Except that the default TTL of nslookups in a JVM is *forever*, so unless your clients start their JVMs with java.net.ttl=1000 (or whatever) you're in trouble. As long as your clients arent JVMs or Java applets (whose hostname caches cannot be changed for security reasons) this is an non issue.
oooh interesting caveat. (I'm not a java guy personally…)
Its documented on Sun's site:
http://java.sun.com/j2se/1.5.0/docs/guide/net/pro…
networkaddress.cache.ttl (default: -1)
networkaddress.cache.negative.ttl (default: 10)
The infinite cache was added to stop long lived applets getting access to hosts behind a firewall through DNS abuse, but it stays in apps too. really old jvms (1.2 and maybe 1.3) saved negative dns entries forever. this is bad news as a temporary outage of a DNS server would never be recovered from.
TTLs -they are there for a reason, and it is the duty of client side apps to remember them.
I wonder if proxies have similar behaviour? Interesting thought…
Yes, theres a reason that DNS has been used for so long: It's robust, and it works.
This is the kind of deviation from standards which make life difficult in large paradigm shifts like this.
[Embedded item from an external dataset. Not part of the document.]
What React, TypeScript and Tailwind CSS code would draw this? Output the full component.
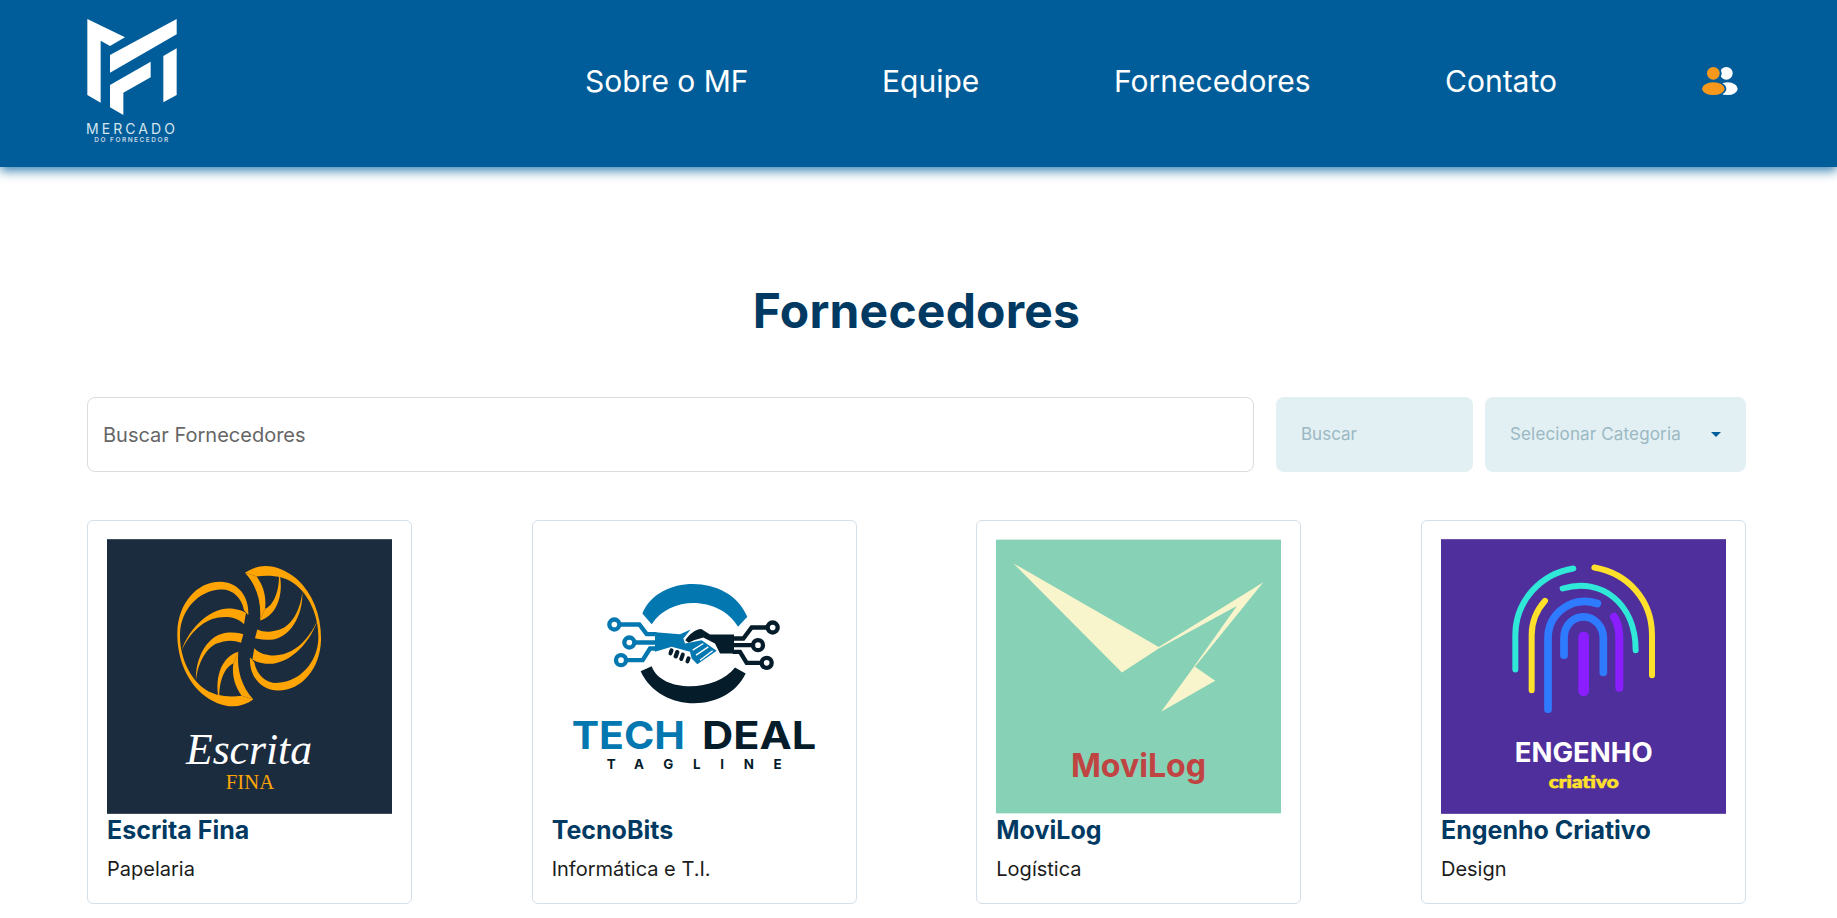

I'm sure that whoever implemented this thought to themselves "a DNS entry worth hard coding is not likely to ever change anyway…" However now that we're moving into the compute-as-a-service era the above statement no longer holds anywhere near true.
I expect that this will eventually be addressed as services like EC2 become more widespread in use especially now that JAVA is going OSS. (This is exactly the kind of "bug" fixing that OSS is exceptionally well suited to deal with)
Instead of the extra addresses lb1.example.com and lb2.example.com, wouldn't it be possible that each load balancer just regularly checks whether lb.example.com works, and when it doesn't, register its own IP via the DNS API?